● Task objective: Give every line from the entries that contains "React".

A block of data:
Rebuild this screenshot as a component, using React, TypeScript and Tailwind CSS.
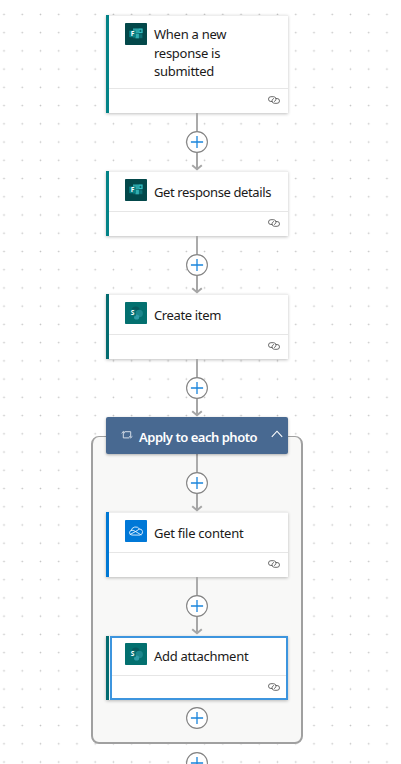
import React from "react";

type IconKind = "forms" | "sharepoint" | "onedrive";

function FormsIcon() {
  return (
    <svg viewBox="0 0 22 22" className="size-[22px]">
      <rect width="22" height="22" rx="0.8" fill="#03484a" />
      <path d="M8 5.5h9.5v9.8H8z" fill="#0a6266" />
      <path d="M8 5.5h5.2v4.6H8z" fill="#2ba3a6" />
      <path d="M13.9 6.2h3.1v3.3h-3.1z" fill="#07686c" stroke="#35c0c4" strokeWidth="1.2" />
      <path d="M10.5 10.7h3.4v4.6h-3.4z" fill="#30adb0" />
      <path d="M14.3 11.6h2.8v3.2h-2.8z" fill="#0c7074" />
      <rect x="4.2" y="7.6" width="6.6" height="6.6" rx="0.6" fill="#087f83" />
      <text x="5.8" y="13.3" className="font-['Open_Sans',sans-serif] text-[6.5px] font-bold" fill="#fff">F</text>
    </svg>
  );
}

function SharePointIcon() {
  return (
    <svg viewBox="0 0 22 22" className="size-[22px]">
      <rect width="22" height="22" rx="0.8" fill="#03706f" />
      <circle cx="10.7" cy="8.4" r="4" fill="#07595d" />
      <circle cx="14.2" cy="11.4" r="3.7" fill="#1b868c" />
      <circle cx="11.6" cy="15" r="2.6" fill="#2f9ca8" />
      <rect x="4.2" y="7.6" width="6.6" height="6.6" rx="0.6" fill="#067276" />
      <text x="5.7" y="13.2" className="font-['Open_Sans',sans-serif] text-[6.5px] font-bold" fill="#fff">S</text>
    </svg>
  );
}

function OneDriveIcon() {
  return (
    <svg viewBox="0 0 22 22" className="size-[22px]" fill="none" stroke="#e8f4ff" strokeWidth="0.9" strokeLinejoin="round" strokeLinecap="round">
      <rect width="22" height="22" rx="0.8" fill="#0078d7" stroke="none" />
      <path d="M6.6 15a2.3 2.3 0 0 1-.4-4.5A4.5 4.5 0 0 1 14.4 9a3.05 3.05 0 0 1 .9 6z" />
      <path d="M6.2 10.5c1.6-.5 2.5 0 3.6.6l6.2 3.7M5.2 14.4l5.6-3L14.4 9" />
    </svg>
  );
}

const icons: Record<IconKind, () => React.JSX.Element> = {
  forms: FormsIcon,
  sharepoint: SharePointIcon,
  onedrive: OneDriveIcon,
};

function LinkIcon() {
  return (
    <svg viewBox="0 0 12 8" className="h-2 w-3" fill="none" stroke="#505050" strokeWidth="0.85" strokeLinecap="round">
      <path d="M3.9 5.5H2.9A2.4 2.4 0 0 1 2.9.7h2.7a2.4 2.4 0 0 1 2 3.7c-.3.5-.7.8-1.2 1" />
      <path d="M8.1 2.5h1a2.4 2.4 0 0 1 0 4.8H6.4a2.4 2.4 0 0 1-2-3.7c.3-.5.7-.8 1.2-1" />
    </svg>
  );
}

function Plus() {
  return (
    <svg viewBox="0 0 22 22" className="block size-[22px] shrink-0" fill="none">
      <circle cx="11" cy="11" r="10.4" fill="#fff" stroke="#828282" strokeWidth="1.1" />
      <path d="M11 4.9v12.2M4.9 11h12.2" stroke="#1a85dc" strokeWidth="1.3" />
    </svg>
  );
}

function Connector() {
  return (
    <div className="flex h-[58px] shrink-0 flex-col items-center">
      <div className="h-[18px] w-[2px] bg-[#ababab]" />
      <Plus />
      <svg viewBox="0 0 12 18" className="h-[18px] w-3 shrink-0" fill="none" stroke="#a6a6a6" strokeWidth="2">
        <path d="M6 0v16.2M1.2 12.2L6 16.2l4.8-4" />
      </svg>
    </div>
  );
}

interface CardProps {
  icon: IconKind;
  accent: string;
  lines: string[];
  height: string;
  tracking?: string;
  selected?: boolean;
}

function Card({ icon, accent, lines, height, tracking = "tracking-[-0.27px]", selected }: CardProps) {
  const Icon = icons[icon];
  return (
    <div className={`flex w-[182px] shrink-0 shadow-[0_1px_3px_rgba(0,0,0,0.25)] ${height}`}>
      <div className={`w-[3px] shrink-0 ${accent}`} />
      <div className={`flex min-w-0 grow flex-col bg-white ${selected ? "ml-px border-2 border-[#3d95de]" : "border-t border-[#eeeeee]"}`}>
        <div className={`flex grow items-start ${selected ? "pl-[13px] pt-[5px]" : "pl-4 pt-[7px]"}`}>
          <Icon />
          <div className={`ml-[7px] text-[13px] leading-[18.5px] text-[#1b1a19] ${tracking} ${lines.length > 1 ? "pt-[2px]" : "pt-1"}`}>
            {lines.map((line) => (
              <div key={line} className="whitespace-nowrap">{line}</div>
            ))}
          </div>
        </div>
        <div className={`flex shrink-0 items-center justify-end border-t border-[#e6e6e6] ${selected ? "h-[23px] pr-1.5" : "h-[25px] pb-0.5 pr-2"}`}>
          <LinkIcon />
        </div>
      </div>
    </div>
  );
}

function LoopHeader() {
  return (
    <div className="relative z-10 flex h-[37px] w-[182px] shrink-0 items-center rounded-[2px] bg-[#486991] pl-[15px] text-white shadow-[0_1px_3px_rgba(0,0,0,0.3)]">
      <svg viewBox="0 0 12 10" className="mb-px h-2.5 w-3" fill="none" stroke="#e3e9f0" strokeWidth="0.9">
        <path d="M3.5 1.7h6.2v5.5M.6 3.2L2.3 1.5 4 3.2M2.3 1.7v6.2h6M8 6.3l1.7 1.6 1.7-1.6" />
      </svg>
      <span className="ml-1.5 whitespace-nowrap pt-[3px] text-[13px] font-semibold leading-[18px] tracking-[-0.47px]">Apply to each photo</span>
      <svg viewBox="0 0 12 8" className="mb-1 ml-auto mr-[5px] h-2 w-3" fill="none" stroke="#fff" strokeWidth="1.1">
        <path d="M.8 6.8L6 1.2l5.2 5.6" />
      </svg>
    </div>
  );
}

export default function App() {
  return (
    <main className="flex h-[764px] w-[401px] flex-col overflow-hidden bg-white bg-[radial-gradient(circle,#c2c2c2_0.6px,transparent_1.1px)] bg-[size:18.24px_18.24px] bg-[position:-5.1px_5.3px] pt-[15px] font-['Noto_Sans',sans-serif]">
      <div className="ml-[91px] flex w-[212px] flex-col items-center">
        <Card icon="forms" accent="bg-[#038387]" height="h-[98px]" lines={["When a new", "response is", "submitted"]} />
        <Connector />
        <Card icon="forms" accent="bg-[#038387]" height="h-[65px]" lines={["Get response details"]} tracking="tracking-[-0.38px]" />
        <Connector />
        <Card icon="sharepoint" accent="bg-[#036c70]" height="h-[65px]" lines={["Create item"]} tracking="tracking-[-0.36px]" />
        <Connector />
        <LoopHeader />
        <section className="-mt-[18px] flex h-[308px] w-full shrink-0 flex-col items-center rounded-lg border border-x-2 border-b-2 border-[#a0a0a0] bg-[#f8f8f7] pt-[17px]">
          <Connector />
          <Card icon="onedrive" accent="bg-[#0078d4]" height="h-[65px]" lines={["Get file content"]} />
          <Connector />
          <div className="mt-px">
            <Card icon="sharepoint" accent="bg-[#036c70]" height="h-[64px]" lines={["Add attachment"]} selected />
          </div>
          <div className="mt-[7px]">
            <Plus />
          </div>
        </section>
        <div className="mt-2">
          <Plus />
        </div>
      </div>
    </main>
  );
}
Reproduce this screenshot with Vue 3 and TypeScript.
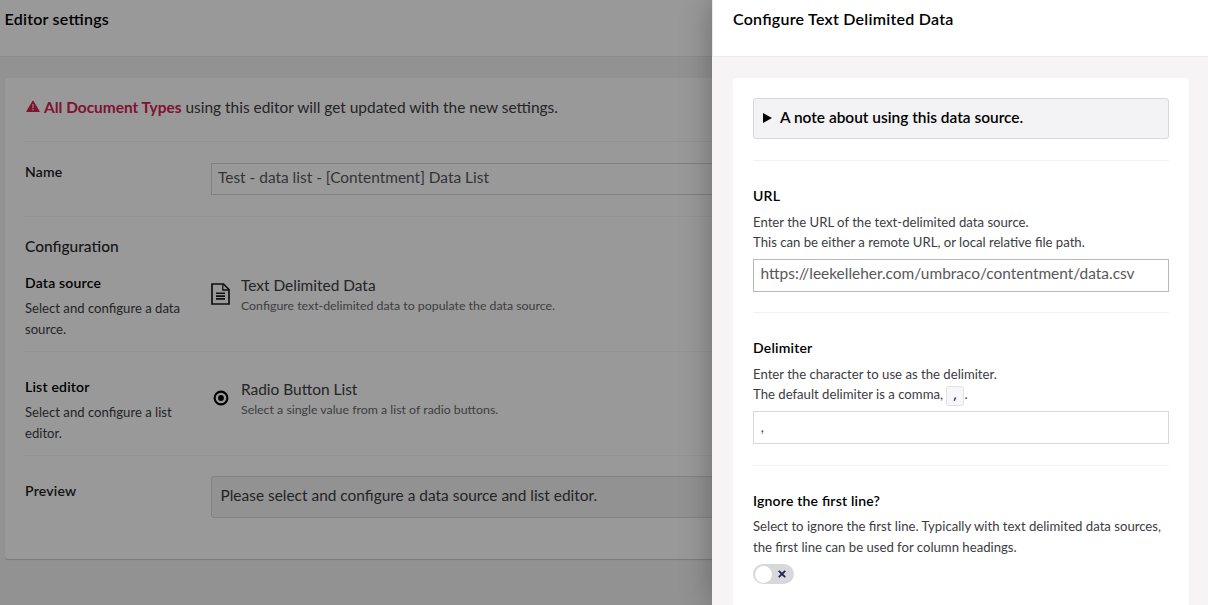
<script setup lang="ts">
interface EditorRow {
  title: string
  hint: string
  icon: 'document' | 'radio'
  name: string
  description: string
}

const rows: EditorRow[] = [
  {
    title: 'Data source',
    hint: 'Select and configure a data source.',
    icon: 'document',
    name: 'Text Delimited Data',
    description: 'Configure text-delimited data to populate the data source.',
  },
  {
    title: 'List editor',
    hint: 'Select and configure a list editor.',
    icon: 'radio',
    name: 'Radio Button List',
    description: 'Select a single value from a list of radio buttons.',
  },
]

const name = 'Test - data list - [Contentment] Data List'
const url = 'https://leekelleher.com/umbraco/contentment/data.csv'
const delimiter = ','
</script>

<template>
  <div class="screen">
    <section class="editor">
      <header class="editor-header"><h1>Editor settings</h1></header>
      <div class="card">
        <div class="row warning">
          <svg class="alert" viewBox="0 0 14 12" width="14" height="12">
            <path fill="#d42054" stroke="#d42054" stroke-linejoin="round" d="M7 .9 13.3 11.5H.7Z" />
            <path fill="#fff" fill-opacity=".7" d="M6.3 4h1.4v4.2H6.3zM6.3 9.1h1.4v1.3H6.3z" />
          </svg>
          <p><strong>All Document Types</strong> using this editor will get updated with the new settings.</p>
        </div>
        <div class="row name-row">
          <h3>Name</h3>
          <div class="input">{{ name }}</div>
        </div>
        <h2>Configuration</h2>
        <div v-for="row in rows" :key="row.title" class="row picker">
          <div class="label">
            <h3>{{ row.title }}</h3>
            <p>{{ row.hint }}</p>
          </div>
          <div class="glyph">
            <svg v-if="row.icon === 'document'" viewBox="0 0 19 22" width="19" height="22" fill="none" stroke="#1b1b1b">
              <path stroke-width="1.7" d="M1 1h11.5L18 6.5V21H1Z" />
              <path stroke-width="1.3" d="M11.8 1.2V7h6" />
              <path stroke-width="1.6" d="M5 10.3h9M5 13.1h9M5 15.9h9" />
            </svg>
            <svg v-else viewBox="0 0 16 16" width="16" height="16" fill="none">
              <circle cx="8" cy="8" r="6.4" stroke="#000" stroke-width="2.1" />
              <circle cx="8" cy="8" r="2.9" fill="#000" />
            </svg>
          </div>
          <div class="node">
            <div class="node-name">{{ row.name }}</div>
            <div class="node-description">{{ row.description }}</div>
          </div>
        </div>
        <div class="preview">
          <h3>Preview</h3>
          <div class="well">Please select and configure a data source and list editor.</div>
        </div>
      </div>
    </section>
    <div class="backdrop"></div>

    <aside class="panel">
      <header class="panel-header"><h1>Configure Text Delimited Data</h1></header>
      <div class="panel-card">
        <div class="note">
          <svg viewBox="0 0 9 10" width="9" height="10"><path d="M0 0 9 5 0 10Z" /></svg>
          <span>A note about using this data source.</span>
        </div>
        <div class="field">
          <h3>URL</h3>
          <p>Enter the URL of the text-delimited data source.<br>This can be either a remote URL, or local relative file path.</p>
          <div class="input focused">{{ url }}</div>
        </div>
        <div class="field">
          <h3>Delimiter</h3>
          <p>Enter the character to use as the delimiter.<br>The default delimiter is a comma, <code>,</code>.</p>
          <div class="input">{{ delimiter }}</div>
        </div>
        <div class="field last">
          <h3>Ignore the first line?</h3>
          <p>Select to ignore the first line. Typically with text delimited data sources, the first line can be used for column headings.</p>
          <div class="toggle">
            <span class="knob"></span>
            <svg viewBox="0 0 8 8" width="8" height="8"><path d="M.8.8 7.2 7.2M7.2.8.8 7.2" fill="none" stroke="#1b264f" stroke-width="1.9" /></svg>
          </div>
        </div>
      </div>
    </aside>
  </div>
</template>

<style>
html, body { overflow: hidden; }
</style>

<style scoped>
* { box-sizing: border-box; }
h1, h2, h3, p { margin: 0; }
.screen {
  position: relative;
  width: 1208px;
  height: 605px;
  overflow: hidden;
  background: #f6f4f5;
  color: #3c3c3f;
  font-family: Lato, "Open Sans", sans-serif;
  font-size: 15.45px;
}
h1, h3 { font-feature-settings: "liga" 1, "clig" 1; }
h1 { font-size: 16px; line-height: 20px; font-weight: 600; letter-spacing: .25px; color: #000; }
h3 { font-size: 14px; line-height: 20px; font-weight: 600; letter-spacing: .2px; color: #000; }
.editor-header, .panel-header {
  height: 57px;
  padding: 9px 4.5px;
  background: #fff;
  border-bottom: 1px solid #e9e9eb;
}
.card {
  width: 1183px;
  height: 481px;
  margin: 21px 0 0 5px;
  padding: 0 20px;
  background: #fff;
  border-radius: 3px;
  box-shadow: 0 1px 1px rgba(0, 0, 0, .16);
}
.row { border-bottom: 1px solid #f3f3f5; }
.warning { display: flex; height: 64px; padding: 19px 0 0 1px; }
.alert { flex: none; margin: 3px 4px 0 0; }
.warning p { line-height: 20px; }
.warning strong { color: #d42054; font-weight: 700; }
.name-row { display: flex; height: 75px; padding-top: 21px; }
.name-row h3 { margin-top: -1px; }
.name-row h3, .preview h3 { flex: none; width: 185.5px; }
.card h3 { color: #1c1c1e; }
.card .picker h3 { color: #000; }
.input {
  flex: 1;
  height: 32px;
  padding: 0 6.5px;
  border: 1px solid #d8d7d9;
  background: #fff;
  color: #58575b;
  line-height: 27px;
}
.card h2 {
  height: 36px;
  padding-top: 19px;
  color: #29292c;
  font-size: 15.5px;
  line-height: 20px;
  font-weight: 500;
}
.picker { display: flex; height: 104px; padding-top: 25px; }
h2 + .picker { height: 99px; padding-top: 20px; }
.label { width: 185px; padding-right: 20px; }
.label p { margin-top: 5px; font-size: 13.13px; line-height: 21px; }
.glyph { display: flex; align-items: center; justify-content: center; width: 21px; height: 22px; margin-top: 10px; }
.node { margin-left: 10px; padding-top: 2px; }
.node-name { line-height: 20px; }
.node-description { margin-top: 1px; color: #68676b; font-size: 12.35px; line-height: 20px; }
.preview { display: flex; padding-top: 20px; }
.preview h3 { padding-top: 5px; }
.well {
  flex: 1;
  height: 42px;
  padding: 8px 9px;
  border: 1px solid #dbdbe0;
  border-radius: 3px;
  background: #f3f3f5;
  line-height: 20px;
}
.backdrop { position: absolute; inset: 0; background: rgba(0, 0, 0, .4); }
.panel {
  position: absolute;
  top: 0;
  right: 0;
  bottom: 0;
  width: 496px;
  background: #f6f4f5;
  box-shadow: 0 0 30px rgba(0, 0, 0, .3);
}
.panel-header { padding-left: 20px; border-left: 1px solid #e9e9eb; }
.panel-card {
  height: 540px;
  margin: 21px 19px 0 21px;
  padding: 20px 20px 0;
  background: #fff;
  border-radius: 3px;
  box-shadow: 0 1px 1px rgba(0, 0, 0, .08);
}
.note {
  display: flex;
  align-items: center;
  gap: 8px;
  height: 41px;
  padding: 0 9px 2px;
  border: 1px solid #d8d7e0;
  border-radius: 3px;
  background: #f3f3f5;
  color: #000;
  font-weight: 600;
}
.note span { margin-top: -2px; }
.note + .field { margin-top: 21px; }
.field { height: 152px; padding-top: 25px; border-top: 1px solid #f3f3f5; }
.field + .field { height: 153px; }
.field p { height: 40px; margin: 6px 0 7px; font-size: 13.15px; line-height: 20px; }
.field .input { height: 33px; line-height: 27px; }
.field + .field .input { line-height: 29px; }
.field .input.focused { border-color: #b8b8b8; }
code {
  padding: 3px 4.5px 3px 5px;
  border: 1px solid #e1e1e8;
  border-radius: 3px;
  background: #f7f7f9;
  color: #1b264f;
  font-family: "Liberation Mono", monospace;
  font-size: 11px;
  font-weight: 700;
  line-height: 14px;
}
.field.last p { height: 42px; margin: 5px 0 6px; line-height: 21px; }
.toggle {
  display: flex;
  align-items: center;
  justify-content: space-between;
  width: 41px;
  height: 20px;
  padding: 0 8px 0 2px;
  border-radius: 10px;
  background: #d8d7d9;
}
.knob { width: 17px; height: 17px; border-radius: 50%; background: #fff; }
</style>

● Answer to the task:
Rebuild this screenshot as a component, using React, TypeScript and Tailwind CSS.
import React from "react";
const icons: Record<IconKind, () => React.JSX.Element> = {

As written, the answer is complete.